Pages as source code:
* START *
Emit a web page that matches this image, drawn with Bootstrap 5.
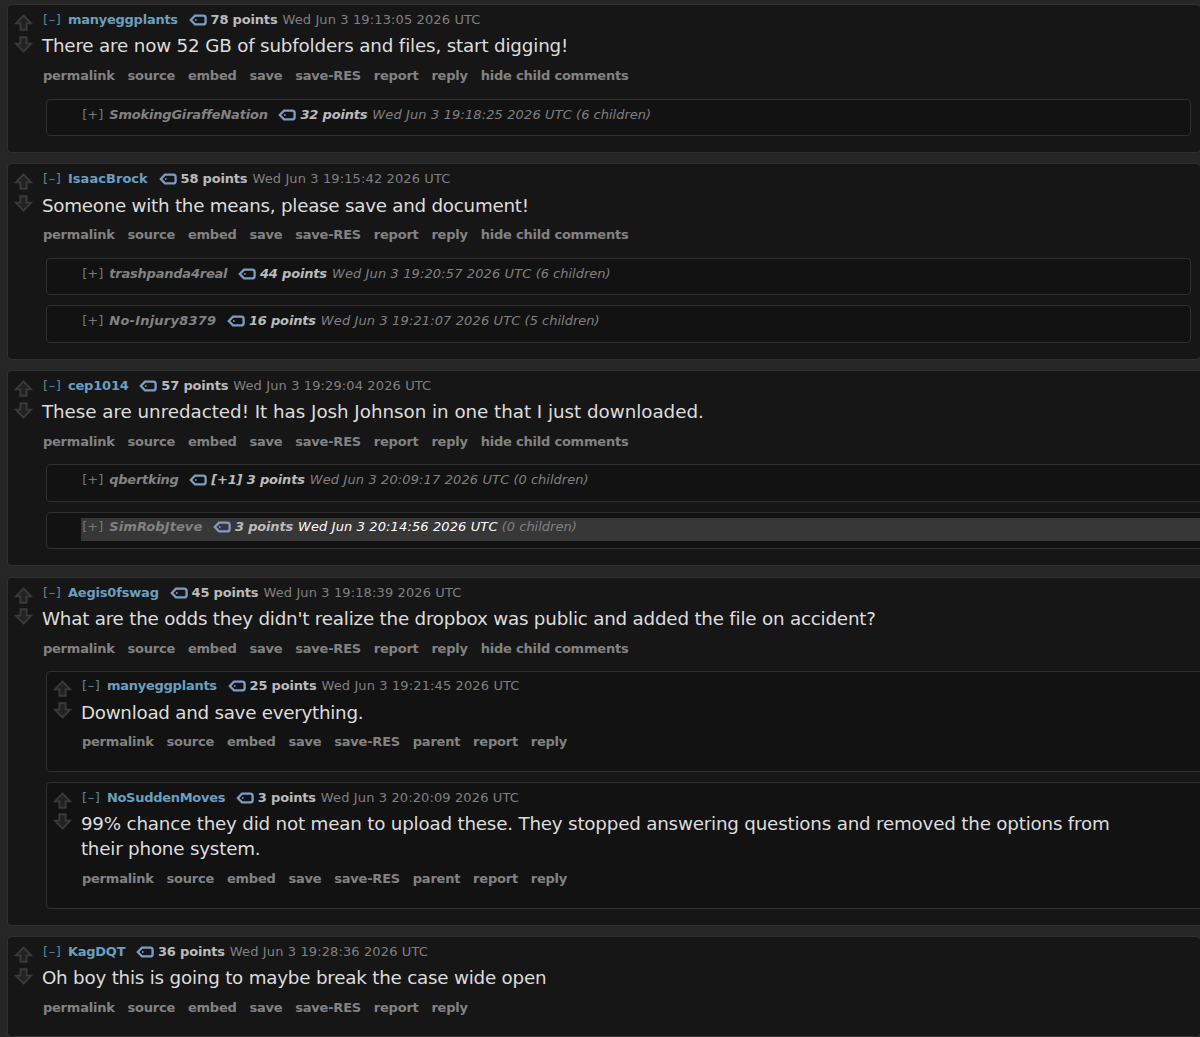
<!DOCTYPE html>
<html lang="en">
<head>
  <meta charset="UTF-8" />
  <meta name="viewport" content="width=device-width, initial-scale=1.0" />
  <title>Comments</title>
  <link rel="stylesheet" href="https://cdn.jsdelivr.net/npm/bootstrap@5.3.0/dist/css/bootstrap.min.css" />
  <style>
    body {
      background: #262626;
      color: #ddd;
      font-family: Verdana, "DejaVu Sans", sans-serif;
      font-size: 13px;
      overflow: hidden;
    }
    .thread-list { padding: 4.2px 0 0 7.3px; margin-right: -1px; gap: 10.3px; }
    .comment {
      background: #161616;
      border: 1px solid #303030;
      border-radius: 4px;
      padding-top: 6.1px;
    }
    .comment .comment { background: #121212; padding-top: 5.4px; }
    .comment.wide { margin-right: -20px; }
    .votes { width: 33.6px; padding: 3px 0 0 6px; gap: 4.5px; }
    .votes svg { width: 19px; height: 17px; fill: #222; stroke: #3b3b3b; stroke-width: 1.9; }
    .tagline { height: 18px; line-height: 18px; white-space: pre; }
    .toggle { width: 26px; padding-left: 1px; color: #5a86a0; letter-spacing: 0.7px; }
    .author { color: #6a9fc0; font-size: 13px; font-weight: bold; margin-right: 10.7px; }
    .tag { width: 18px; height: 12px; margin-right: 4px; fill: none; stroke: #7d9cc4; stroke-width: 2.3; }
    .points { color: #bbb; font-size: 13px; font-weight: bold; letter-spacing: -0.18px; margin-right: 5px; }
    .when, .count { color: #808080; letter-spacing: 0.12px; }
    .count { letter-spacing: 0; }
    .message { font-size: 18.3px; line-height: 25.7px; margin-top: 4.2px; max-width: 1050px; }
    .actions { height: 20px; line-height: 20px; margin: 7px 0 18.5px 1px; gap: 12.8px; color: #828282; font-size: 13px; font-weight: bold; letter-spacing: -0.21px; }
    .replies { margin: -6px 9.5px 16px 38px; gap: 10.3px; }
    .wide .replies { margin-right: 0; }
    .comment .folded { height: 37.3px; padding: 5px 0 0 34px; font-style: italic; }
    .folded .tagline { margin-top: 1px; }
    .folded .toggle { width: 28px; font-style: normal; color: #777; letter-spacing: 0; }
    .folded .author { color: #828282; }
    .picked .tagline { background: #373737; height: 23px; padding-bottom: 5px; margin-top: 0; }
    .picked .when { color: #fff; }
  </style>
</head>
<body>
  <main id="threads" class="thread-list d-flex flex-column"></main>

  <script src="https://cdn.jsdelivr.net/npm/bootstrap@5.3.0/dist/js/bootstrap.bundle.min.js"></script>
  <script>
    // nameTrack / track: letter spacing in px for the author and the message
    const threads = [
      { author: 'manyeggplants', nameTrack: -0.25, points: '78 points', time: '19:13:05', track: -0.17, text: 'There are now 52 GB of subfolders and files, start digging!', replies: [
        { author: 'SmokingGiraffeNation', nameTrack: -0.2, points: '32 points', time: '19:18:25', children: 6 }
      ] },
      { author: 'IsaacBrock', nameTrack: 0.05, points: '58 points', time: '19:15:42', track: -0.25, text: 'Someone with the means, please save and document!', replies: [
        { author: 'trashpanda4real', nameTrack: -0.22, points: '44 points', time: '19:20:57', children: 6 },
        { author: 'No-Injury8379', nameTrack: 0.22, points: '16 points', time: '19:21:07', children: 5 }
      ] },
      { author: 'cep1014', points: '57 points', time: '19:29:04', wide: true, track: -0.03, text: 'These are unredacted! It has Josh Johnson in one that I just downloaded.', replies: [
        { author: 'qbertking', nameTrack: -0.27, points: '[+1] 3 points', time: '20:09:17', children: 0 },
        { author: 'SimRobJteve', nameTrack: 0.08, points: '3 points', time: '20:14:56', children: 0, picked: true }
      ] },
      { author: 'Aegis0fswag', points: '45 points', time: '19:18:39', wide: true, track: -0.21, text: 'What are the odds they didn\'t realize the dropbox was public and added the file on accident?', replies: [
        { author: 'manyeggplants', nameTrack: -0.25, points: '25 points', time: '19:21:45', track: -0.26, text: 'Download and save everything.' },
        { author: 'NoSuddenMoves', nameTrack: -0.29, points: '3 points', time: '20:20:09', track: -0.2, text: '99% chance they did not mean to upload these. They stopped answering questions and removed the options from their phone system.' }
      ] },
      { author: 'KagDQT', nameTrack: -0.25, points: '36 points', time: '19:28:36', track: -0.21, text: 'Oh boy this is going to maybe break the case wide open' }
    ];

    const arrowUp = '<svg viewBox="0 0 19 17"><path d="M9.5 1.5L17.2 9.4H12.6V15.8H6.4V9.4H1.8Z"/></svg>';
    const arrowDown = '<svg viewBox="0 0 19 17"><path d="M9.5 15.5L17.2 7.6H12.6V1.2H6.4V7.6H1.8Z"/></svg>';
    const tagIcon = '<svg class="tag" viewBox="0 0 18 12"><path d="M6 1.6H14Q16.6 1.6 16.6 3.8V8.2Q16.6 10.4 14 10.4H6L1.8 6Z"/><circle cx="6.8" cy="6" r="0.9" fill="#7d9cc4" stroke="none"/></svg>';

    function tagline(c, sign) {
      const count = c.children === undefined ? '' : `<span class="count"> (${c.children} children)</span>`;
      const track = c.nameTrack === undefined ? -0.18 : c.nameTrack;
      return `<div class="tagline d-flex align-items-center"><span class="toggle">[${sign}]</span><span class="author" style="letter-spacing:${track}px">${c.author}</span>${tagIcon}<span class="points">${c.points}</span><span class="when">Wed Jun 3 ${c.time} 2026 UTC</span>${count}</div>`;
    }

    function render(c, nested) {
      if (c.children !== undefined) {
        return `<article class="comment folded${c.picked ? ' picked' : ''}">${tagline(c, '+')}</article>`;
      }
      const actions = ['permalink', 'source', 'embed', 'save', 'save-RES'];
      if (nested) actions.push('parent');
      actions.push('report', 'reply');
      if (c.replies) actions.push('hide child comments');
      const replies = c.replies
        ? `<div class="replies d-flex flex-column">${c.replies.map(r => render(r, true)).join('')}</div>`
        : '';
      return `<article class="comment${c.wide ? ' wide' : ''}">
        <div class="d-flex">
          <div class="votes d-flex flex-column flex-shrink-0">${arrowUp}${arrowDown}</div>
          <div class="flex-grow-1">
            ${tagline(c, '–')}
            <div class="message" style="letter-spacing:${c.track || 0}px">${c.text}</div>
            <div class="actions d-flex">${actions.map(a => `<span>${a}</span>`).join('')}</div>
          </div>
        </div>
        ${replies}
      </article>`;
    }

    document.getElementById('threads').innerHTML = threads.map(t => render(t, false)).join('');
  </script>
</body>
</html>
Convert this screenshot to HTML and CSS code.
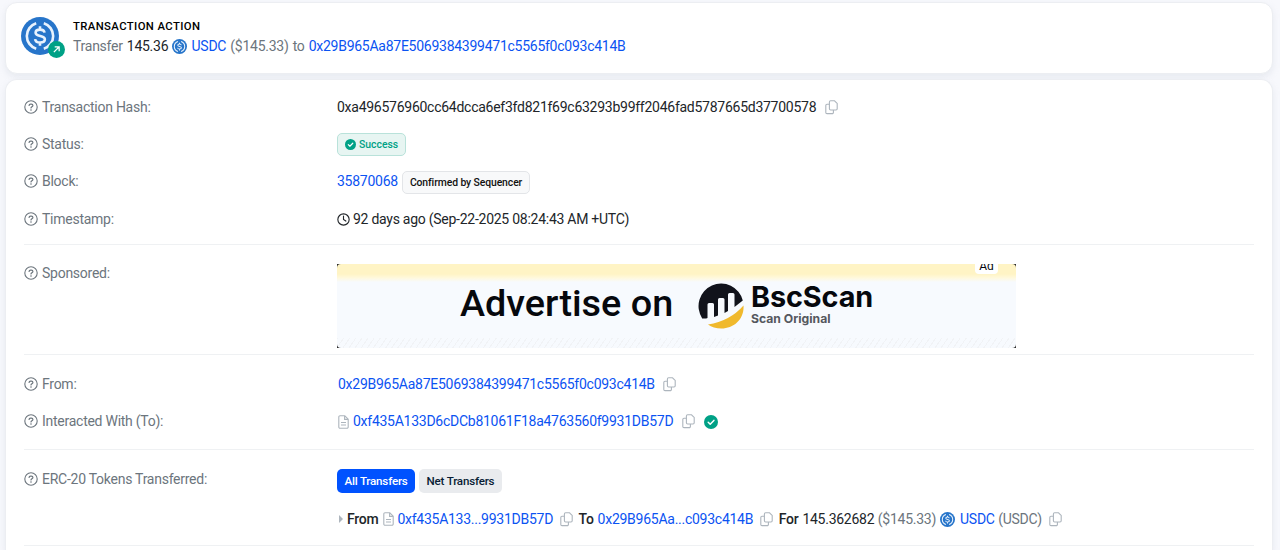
FILE: index.html
```html
<!DOCTYPE html>
<html lang="en">
<head>
    <meta charset="UTF-8">
    <title>Transaction Details</title>
    <link rel="stylesheet" href="styles.css">
</head>
<body>

    <svg class="sprite">
        <symbol id="help" viewBox="0 0 14 14">
            <circle cx="7" cy="7" r="6.2" fill="none" stroke="currentColor" stroke-width="1.1"/>
            <path d="M5.1 5.5c0-.9.7-1.4 1.5-1.4h.8c.9 0 1.5.6 1.5 1.4 0 1.3-1.9 1.4-1.9 2.5" fill="none" stroke="currentColor" stroke-width="1.2" stroke-linecap="round"/>
            <circle cx="7" cy="10" r=".8" fill="currentColor"/>
        </symbol>
        <symbol id="copy" viewBox="0 0 13 15">
            <path d="M5.6.8h3.9l2.7 2.6v5.4a1.2 1.2 0 0 1-1.2 1.2H5.6a1.2 1.2 0 0 1-1.2-1.2V2A1.2 1.2 0 0 1 5.6.8z" fill="none" stroke="currentColor" stroke-width="1.1"/>
            <path d="M4.4 4.2H2A1.2 1.2 0 0 0 .8 5.4v7A1.2 1.2 0 0 0 2 13.6h5.2a1.2 1.2 0 0 0 1.2-1.2V10" fill="none" stroke="currentColor" stroke-width="1.1"/>
        </symbol>
        <symbol id="file" viewBox="0 0 11 14">
            <path d="M2 .8h4.8l3.4 3.4V12a1.2 1.2 0 0 1-1.2 1.2H2A1.2 1.2 0 0 1 .8 12V2A1.2 1.2 0 0 1 2 .8zM6.6 1v3.4H10M3 7.5h5M3 10h5" fill="none" stroke="currentColor" stroke-width="1.1"/>
        </symbol>
        <symbol id="check" viewBox="0 0 14 14">
            <circle cx="7" cy="7" r="7" fill="#00a186"/>
            <path d="M4.2 7.2l2 2 3.7-3.8" fill="none" stroke="#fff" stroke-width="1.5" stroke-linecap="round" stroke-linejoin="round"/>
        </symbol>
        <symbol id="clock" viewBox="0 0 14 14">
            <circle cx="7" cy="7" r="6.1" fill="none" stroke="currentColor" stroke-width="1.2"/>
            <path d="M7 3.2V7l2.5 1.7" fill="none" stroke="currentColor" stroke-width="1.2" stroke-linecap="round"/>
        </symbol>
        <symbol id="usdc" viewBox="0 0 32 32">
            <circle cx="16" cy="16" r="16" fill="#2775ca"/>
            <g fill="none" stroke="#e8f2fd" stroke-width="2.2">
                <path d="M12.8 5.3a11.2 11.2 0 0 0 0 21.4M19.2 5.3a11.2 11.2 0 0 1 0 21.4"/>
                <path d="M19.8 13.2c-.2-1.8-1.7-2.6-3.8-2.6-2.3 0-3.7 1-3.7 2.6 0 3.8 7.8 1.7 7.8 5.6 0 1.7-1.6 2.7-4 2.7-2.6 0-4-1-4.2-2.9M16 7.8v3M16 21.3v3"/>
            </g>
        </symbol>
    </svg>

    <div class="card action">
        <div class="token">
            <svg class="token-logo"><use href="#usdc"/></svg>
            <svg class="token-badge" viewBox="0 0 16 16">
                <circle cx="8" cy="8" r="8" fill="#00a186"/>
                <path d="M5.5 10.5l4.8-4.8M6.3 5.5h4.2v4.2" fill="none" stroke="#fff" stroke-width="1.2"/>
            </svg>
        </div>
        <div>
            <h1>TRANSACTION ACTION</h1>
            <p class="summary"><span class="muted">Transfer</span> 145.36 <svg class="coin"><use href="#usdc"/></svg> <a>USDC</a> <span class="muted">($145.33) to</span> <a>0x29B965Aa87E5069384399471c5565f0c093c414B</a></p>
        </div>
    </div>

    <div class="card details">
        <div class="row">
            <div class="label"><svg class="help"><use href="#help"/></svg>Transaction Hash:</div>
            <div class="value"><span class="hash">0xa496576960cc64dcca6ef3fd821f69c63293b99ff2046fad5787665d37700578</span><svg class="copy"><use href="#copy"/></svg></div>
        </div>
        <div class="row">
            <div class="label"><svg class="help"><use href="#help"/></svg>Status:</div>
            <div class="value"><span class="badge success"><svg><use href="#check"/></svg>Success</span></div>
        </div>
        <div class="row">
            <div class="label"><svg class="help"><use href="#help"/></svg>Block:</div>
            <div class="value"><a>35870068</a><span class="badge sequencer">Confirmed by Sequencer</span></div>
        </div>
        <div class="row time">
            <div class="label"><svg class="help"><use href="#help"/></svg>Timestamp:</div>
            <div class="value"><svg class="clock"><use href="#clock"/></svg>92 days ago (Sep-22-2025 08:24:43 AM +UTC)</div>
        </div>
        <hr>
        <div class="row sponsored">
            <div class="label"><svg class="help"><use href="#help"/></svg>Sponsored:</div>
            <div class="banner">
                <span class="ad">Ad</span>
                <span class="headline">Advertise on</span>
                <svg class="bsc" viewBox="0 0 46 46">
                    <path d="M4.2 35.4A22.5 22.5 0 1 1 44.8 17.4L36.500 24V11.500q0-1.500-1.500-1.500h-3.500q-1.500 0-1.500 1.500V28l-3.500 2V16.500q0-1.500-1.500-1.500h-3.500q-1.500 0-1.500 1.500V32.500l-4 1.500V21.500q0-1.500-1.500-1.500h-3.500q-1.500 0-1.500 1.500v13.500q-2 .8-4.300.4z" fill="#11131b"/>
                    <path d="M10 41.500Q32 38 45.500 22.500C46.500 36 36 45.500 23.500 45.500 18 45.500 13.500 44 10 41.500z" fill="#f0b92d"/>
                </svg>
                <div class="brand">
                    <strong>BscScan</strong>
                    <small>Scan Original</small>
                </div>
            </div>
        </div>
        <hr>
        <div class="row from">
            <div class="label"><svg class="help"><use href="#help"/></svg>From:</div>
            <div class="value"><a>0x29B965Aa87E5069384399471c5565f0c093c414B</a><svg class="copy"><use href="#copy"/></svg></div>
        </div>
        <div class="row to">
            <div class="label"><svg class="help"><use href="#help"/></svg>Interacted With (To):</div>
            <div class="value"><svg class="file"><use href="#file"/></svg><a>0xf435A133D6cDCb81061F18a4763560f9931DB57D</a><svg class="copy"><use href="#copy"/></svg><svg class="verified"><use href="#check"/></svg></div>
        </div>
        <hr>
        <div class="row tokens">
            <div class="label"><svg class="help"><use href="#help"/></svg>ERC-20 Tokens Transferred:</div>
            <div>
                <div class="tabs">
                    <button class="active">All Transfers</button>
                    <button>Net Transfers</button>
                </div>
                <div class="transfer">
                    <i class="caret"></i>
                    <b>From</b>
                    <svg class="file"><use href="#file"/></svg>
                    <a>0xf435A133...9931DB57D</a>
                    <svg class="copy"><use href="#copy"/></svg>
                    <b class="to-word">To</b>
                    <a>0x29B965Aa...c093c414B</a>
                    <svg class="copy"><use href="#copy"/></svg>
                    <b class="for-word">For</b>
                    <span class="amount">145.362682</span>
                    <span class="muted usd">($145.33)</span>
                    <svg class="coin"><use href="#usdc"/></svg>
                    <a>USDC</a>
                    <span class="muted symbol">(USDC)</span>
                    <svg class="copy"><use href="#copy"/></svg>
                </div>
            </div>
        </div>
        <hr>
    </div>

</body>
</html>
```
FILE: styles.css
```css
* {
    box-sizing: border-box;
}

body {
    margin: 0;
    padding: 2px 7px 0 5px;
    height: 550px;
    overflow: hidden;
    background: #f7f8fc;
    font: 14px/20px Roboto, sans-serif;
    letter-spacing: -.26px;
    color: #212529;
}

h1, p {
    margin: 0;
}

a {
    color: #0b53f2;
}

svg {
    flex: none;
}

.sprite {
    display: none;
}

.muted {
    color: #6c757d;
}

.card {
    background: #fff;
    border: 1px solid #eceef2;
    border-radius: 12px;
    box-shadow: 0 3px 6px rgba(189, 197, 209, .25);
}

/* transaction action */
.action {
    height: 72px;
    display: flex;
    padding: 14px 15px;
}
.token {
    position: relative;
    width: 38px;
    margin-right: 14px;
}
.token-logo {
    display: block;
    width: 38px;
    height: 38px;
}
.token-badge {
    position: absolute;
    left: 27px;
    top: 24px;
    width: 17px;
    height: 17px;
}
.action h1 {
    font-size: 11.3px;
    line-height: 18px;
    font-weight: 500;
    letter-spacing: .4px;
    padding-top: 1px;
    color: #000;
}
.summary {
    word-spacing: .9px;
}
.coin {
    width: 15px;
    height: 15px;
    vertical-align: -3px;
}

/* details */
.details {
    height: 471px;
    margin-top: 5px;
    padding: 9px 18px 0;
    border-bottom: 0;
    border-radius: 12px 12px 0 0;
}
.details hr {
    margin: 0;
    border: 0;
    border-top: 1px solid #eff1f3;
}
.row {
    display: grid;
    grid-template-columns: 313px 1fr;
    height: 37px;
    line-height: 37px;
}
.label {
    display: flex;
    align-items: center;
    color: #6c757d;
}
.help {
    width: 14px;
    height: 14px;
    margin: -1px 4px 0 0;
}
.value {
    display: flex;
    align-items: center;
}
.copy {
    width: 13px;
    height: 15px;
    margin-left: 8.5px;
    color: #adb5bd;
}
.file {
    width: 11px;
    height: 14px;
    margin: 0 4px 0 1px;
    color: #adb5bd;
}
.clock {
    width: 13px;
    height: 13px;
    margin-right: 3px;
}
.badge {
    display: flex;
    align-items: center;
    height: 23px;
    padding: 0 7px;
    border: 1px solid #e3e5e8;
    border-radius: 5px;
    font-size: 10.4px;
    font-weight: 500;
    letter-spacing: 0;
}
.success {
    color: #00a186;
    background: #e7f5f2;
    border-color: #b9e2da;
}
.success svg {
    width: 11px;
    height: 11px;
    margin-right: 3px;
}
.sequencer {
    margin: 2px 0 0 4px;
    color: #111;
    background: #f8f9fa;
    letter-spacing: -.1px;
}
.time {
    height: 44px;
    padding-bottom: 6px;
}

/* sponsored */
.sponsored {
    height: 109px;
    padding-top: 19px;
}
.sponsored .label {
    height: 19px;
}
.banner {
    position: relative;
    isolation: isolate;
    display: flex;
    width: 679px;
    height: 84px;
    padding-left: 123px;
    overflow: hidden;
    background: #2b2b2b;
    line-height: 1;
    letter-spacing: 0;
    color: #06080d;
}
.banner::before {
    content: "";
    position: absolute;
    inset: 0;
    z-index: -1;
    border-radius: 4px;
    background:
        linear-gradient(#fff4c5 0 10px, #fff9dd 14px, #f7fafe 18px, transparent 18px),
        repeating-linear-gradient(125deg, #f1f3f6 0 1px, transparent 1px 5px) 0 100% / 100% 10px no-repeat,
        #f7fafe;
}
.ad {
    position: absolute;
    left: 638px;
    top: -8px;
    width: 23px;
    height: 18px;
    border-radius: 4px;
    background: #fff;
    font-size: 12px;
    line-height: 20px;
    text-align: center;
}
.headline {
    width: 238px;
    font-size: 37.8px;
    font-weight: 500;
    line-height: 79px;
}
.bsc {
    width: 46px;
    height: 46px;
    margin-top: 18.5px;
}
.brand {
    margin: 20px 0 0 7px;
    font-family: Inter, sans-serif;
}
.brand strong {
    display: block;
    font-size: 28.8px;
    font-weight: 700;
    line-height: 26px;
    letter-spacing: -.1px;
}
.brand small {
    display: block;
    font-size: 12.2px;
    font-weight: 700;
    line-height: 18px;
    color: #55585e;
}

/* addresses */
.from {
    margin-top: 10px;
}
.from .value {
    padding: 1px 0 0 1px;
}
.to {
    height: 47px;
    padding-bottom: 10px;
}
.to .value {
    padding-top: 1px;
}
.verified {
    width: 14px;
    height: 14px;
    margin-left: 9px;
}

/* token transfers */
.tokens {
    height: 95px;
    padding-top: 19px;
}
.tokens .label {
    height: 20px;
}
.tabs {
    display: flex;
    gap: 4px;
}
.tabs button {
    height: 24px;
    padding: 0 7.5px;
    border: 0;
    border-radius: 5px;
    background: #e9ebee;
    color: #081d35;
    font: 500 11.6px Roboto, sans-serif;
    letter-spacing: -.2px;
}
.tabs .active {
    background: #0052ff;
    color: #fff;
}
.transfer {
    display: flex;
    align-items: center;
    height: 24px;
    margin-top: 14px;
    line-height: 24px;
}
.transfer b {
    font-weight: 500;
}
.caret {
    margin: 0 4px 0 2px;
    border: solid transparent;
    border-width: 4px 0 4px 4px;
    border-left-color: #adb5bd;
}
.transfer .file {
    margin: 0 3px 0 5px;
}
.to-word, .for-word {
    margin: 0 4px 0 5.5px;
}
.usd, .symbol {
    margin-left: 3.5px;
}
.transfer .coin {
    margin: 0 5px 0 4px;
}
.transfer .copy {
    margin-left: 7px;
}
```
* END *
**WRITTEN TASK:** Show, from the material above, each line that includes the string "this".

**IN RESPONSE:**
Emit a web page that matches this image, drawn with Bootstrap 5.
      { author: 'KagDQT', nameTrack: -0.25, points: '36 points', time: '19:28:36', track: -0.21, text: 'Oh boy this is going to maybe break the case wide open' }
Convert this screenshot to HTML and CSS code.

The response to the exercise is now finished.